La crescita di Dubai è cominciata negli anni 1960 con la scoperta del petrolio. Occorre dire che questo piccolo villaggio, che s’era specializzato da lustri nella pesca e nel commercio, era stato colpito in pieno dalla crisi del commercio delle perle negli anni 1930. Una crisi che lo aveva emarginato e respinto nell’anonimato. La scoperta del petrolio lo ha rilanciato, permettendogli di avviare un importante sforzo di modernizzazione delle infrastrutture. Ma le riserve petrolifere dell’emirato si sono rivelate limitate. I suoi governanti, soprattutto Cheikh Rashed, hanno avviato assai presto un vasto movimento di diversificazione dell’economia. Una diversificazione che sfrutta i saperi secolari del territorio, vale a dire le attività portuali e il commercio. Viene costruito il porto di Jebel Ali e diventa una zona di libero scambio. Ottiene un successo importante e diventa rapidamente uno dei più grandi assi del commercio tra Asia, Africa e mondo arabo. Ma la diversificazione non si ferma qui: fin dalla metà degli anni 1990, per impulso di Cheikh Mo, l’emirato si è impegnato in diversi settori di servizi, soprattutto il trasporto aereo, con il rapido sviluppo della compagnia Emirates che ha raggiunto, in poco tempo, il livello delle più importanti compagnie mondiali. Il turismo, le nuove tecnologie partecipano anch’esse all’economia diversificata.

Nel corso di questi anni, è un continuo successo per l’emirato che, per molti, rappresenta il capitalismo immateriale e high tech di domani.

Per seguire l’onda, Dubai e le sue compagnie si sono lanciate nelle attività immobiliari, rivaleggiando in progetti sempre più strabilianti e smisurati.
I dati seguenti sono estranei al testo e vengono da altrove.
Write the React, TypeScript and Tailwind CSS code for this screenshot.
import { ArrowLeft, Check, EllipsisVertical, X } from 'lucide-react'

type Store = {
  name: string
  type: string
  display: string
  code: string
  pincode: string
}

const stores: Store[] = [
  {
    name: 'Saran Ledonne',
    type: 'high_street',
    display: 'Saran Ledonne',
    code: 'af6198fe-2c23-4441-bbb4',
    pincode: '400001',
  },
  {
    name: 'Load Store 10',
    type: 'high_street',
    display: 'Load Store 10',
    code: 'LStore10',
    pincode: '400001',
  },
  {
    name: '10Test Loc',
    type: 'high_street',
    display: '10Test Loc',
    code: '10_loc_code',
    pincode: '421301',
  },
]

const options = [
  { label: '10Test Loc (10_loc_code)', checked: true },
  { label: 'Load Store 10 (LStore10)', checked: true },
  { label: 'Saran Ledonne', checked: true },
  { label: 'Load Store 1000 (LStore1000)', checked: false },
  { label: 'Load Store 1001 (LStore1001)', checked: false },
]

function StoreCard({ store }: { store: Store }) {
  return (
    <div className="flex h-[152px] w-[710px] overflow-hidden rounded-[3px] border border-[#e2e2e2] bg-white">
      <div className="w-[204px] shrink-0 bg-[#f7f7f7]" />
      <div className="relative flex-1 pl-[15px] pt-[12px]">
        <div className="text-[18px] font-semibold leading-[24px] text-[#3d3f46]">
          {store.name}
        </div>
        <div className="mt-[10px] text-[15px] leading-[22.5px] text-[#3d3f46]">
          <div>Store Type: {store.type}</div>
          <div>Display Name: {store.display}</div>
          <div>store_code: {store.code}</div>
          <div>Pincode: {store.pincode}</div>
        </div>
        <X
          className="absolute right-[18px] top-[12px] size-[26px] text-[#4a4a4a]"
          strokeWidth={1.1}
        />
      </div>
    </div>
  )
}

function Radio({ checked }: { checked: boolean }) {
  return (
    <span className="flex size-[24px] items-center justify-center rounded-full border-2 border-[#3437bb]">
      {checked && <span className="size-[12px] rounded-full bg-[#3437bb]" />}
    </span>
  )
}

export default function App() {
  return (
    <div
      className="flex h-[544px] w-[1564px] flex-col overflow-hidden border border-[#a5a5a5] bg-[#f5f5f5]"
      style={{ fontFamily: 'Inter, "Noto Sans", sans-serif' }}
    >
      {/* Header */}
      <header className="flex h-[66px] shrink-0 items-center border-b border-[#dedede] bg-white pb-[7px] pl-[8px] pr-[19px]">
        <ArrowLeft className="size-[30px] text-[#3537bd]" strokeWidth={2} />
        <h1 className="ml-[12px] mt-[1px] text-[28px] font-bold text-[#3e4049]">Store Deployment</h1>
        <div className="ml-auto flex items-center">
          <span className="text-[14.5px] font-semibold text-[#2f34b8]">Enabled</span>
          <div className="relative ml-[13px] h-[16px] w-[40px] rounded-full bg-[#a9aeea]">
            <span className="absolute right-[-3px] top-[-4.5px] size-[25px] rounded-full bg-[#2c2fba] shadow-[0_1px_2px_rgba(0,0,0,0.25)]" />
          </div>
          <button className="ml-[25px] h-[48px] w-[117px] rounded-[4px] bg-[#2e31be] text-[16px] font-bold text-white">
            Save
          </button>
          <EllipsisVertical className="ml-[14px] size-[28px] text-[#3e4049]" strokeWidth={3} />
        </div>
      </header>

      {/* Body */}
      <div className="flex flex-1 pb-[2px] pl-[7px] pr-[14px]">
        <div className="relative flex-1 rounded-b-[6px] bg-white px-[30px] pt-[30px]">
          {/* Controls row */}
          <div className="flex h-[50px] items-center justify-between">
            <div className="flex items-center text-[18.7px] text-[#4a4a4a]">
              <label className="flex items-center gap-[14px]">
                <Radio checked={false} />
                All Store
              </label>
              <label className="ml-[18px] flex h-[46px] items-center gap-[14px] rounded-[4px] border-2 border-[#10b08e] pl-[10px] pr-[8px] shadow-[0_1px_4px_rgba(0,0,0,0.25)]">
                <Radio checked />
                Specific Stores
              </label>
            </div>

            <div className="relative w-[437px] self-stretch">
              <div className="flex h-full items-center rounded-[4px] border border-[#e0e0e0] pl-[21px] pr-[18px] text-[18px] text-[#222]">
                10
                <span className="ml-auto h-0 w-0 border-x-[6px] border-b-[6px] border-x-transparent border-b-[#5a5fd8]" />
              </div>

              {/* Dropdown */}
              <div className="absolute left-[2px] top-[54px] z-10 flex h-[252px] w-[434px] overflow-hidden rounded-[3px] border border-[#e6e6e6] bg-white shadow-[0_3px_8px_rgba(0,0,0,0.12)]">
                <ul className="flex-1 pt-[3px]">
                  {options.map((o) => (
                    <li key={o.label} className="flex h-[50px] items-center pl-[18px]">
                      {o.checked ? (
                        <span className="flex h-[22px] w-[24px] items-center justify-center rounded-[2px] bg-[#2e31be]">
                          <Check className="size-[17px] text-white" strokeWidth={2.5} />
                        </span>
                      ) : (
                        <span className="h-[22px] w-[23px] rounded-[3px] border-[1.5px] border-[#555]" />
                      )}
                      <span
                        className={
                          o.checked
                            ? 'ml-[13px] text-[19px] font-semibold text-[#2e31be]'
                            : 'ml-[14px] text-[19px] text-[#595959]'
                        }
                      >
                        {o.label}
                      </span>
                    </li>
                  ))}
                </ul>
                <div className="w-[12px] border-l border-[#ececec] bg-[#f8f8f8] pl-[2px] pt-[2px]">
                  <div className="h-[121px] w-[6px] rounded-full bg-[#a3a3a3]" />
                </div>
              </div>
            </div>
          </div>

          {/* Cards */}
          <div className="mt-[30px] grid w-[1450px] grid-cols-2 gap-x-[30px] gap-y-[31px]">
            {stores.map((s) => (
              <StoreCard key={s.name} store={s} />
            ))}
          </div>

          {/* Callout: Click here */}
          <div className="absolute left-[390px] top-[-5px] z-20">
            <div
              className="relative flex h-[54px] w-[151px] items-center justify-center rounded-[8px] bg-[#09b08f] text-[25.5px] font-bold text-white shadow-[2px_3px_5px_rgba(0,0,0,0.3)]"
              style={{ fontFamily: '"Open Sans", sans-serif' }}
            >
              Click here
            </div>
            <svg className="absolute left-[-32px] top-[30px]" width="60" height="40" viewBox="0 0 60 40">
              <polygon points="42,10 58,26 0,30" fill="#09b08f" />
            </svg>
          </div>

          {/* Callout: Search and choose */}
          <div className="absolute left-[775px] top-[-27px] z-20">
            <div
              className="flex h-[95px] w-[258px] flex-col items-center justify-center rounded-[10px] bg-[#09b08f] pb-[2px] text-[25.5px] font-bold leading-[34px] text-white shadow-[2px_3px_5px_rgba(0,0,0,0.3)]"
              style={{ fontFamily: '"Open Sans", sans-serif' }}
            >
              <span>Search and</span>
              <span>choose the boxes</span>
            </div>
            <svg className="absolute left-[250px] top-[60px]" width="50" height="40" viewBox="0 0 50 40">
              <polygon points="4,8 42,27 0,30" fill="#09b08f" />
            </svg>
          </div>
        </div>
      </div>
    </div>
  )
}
Così, dopo Burj al-Arab, il palazzo più lussuoso del mondo con le sue sette stelle, l’emirato avvia altri progetti demenziali, tra cui la creazione di tre isole a forma di palma, o quello battezzato “The World”, composto da più isole che compongono una cartina del mondo. Altri progetti significativi di questi anni di smisuratezza: il Burj Dubai, l’edificio più alto del mondo che raggiunge gli 800 metri di altezza, e che sarà inaugurato in grande discrezione nelle prossime settimane.

Queste avventure immobiliari sono state principalmente condotte dalla due grandi imprese Nakheel e Emaar, attualmente al centro della tormenta. I loro sogni di grandezza di Dubai hanno superato le frontiere dell’emirato: hanno iniziato altri progetti immensi in Tunisia, Algeria, Marocco.

Ma quello che doveva succedere è successo: il mercato immobiliare, diventato una bolla speculativa, si è rovesciato, provocando un grosso movimento di panico. La caduta dei prezzi e delle vendite immobiliari ha provocato effetti negativi per le più importanti ditte di Dubai che si sono largamente indebitate sul mercato internazionale per realizzare i loro grandi progetti. Sono costrette ad abbandonarne parecchi ed a chiudere altri cantieri per mancanza di liquidità. Queste imprese hanno potuto contare sul sostegno del governo per tutto l’anno 2009. Ma il loro indebitamente ha raggiunto un livello tale che sono state costrette a chiedere una moratoria su alcune scadenze.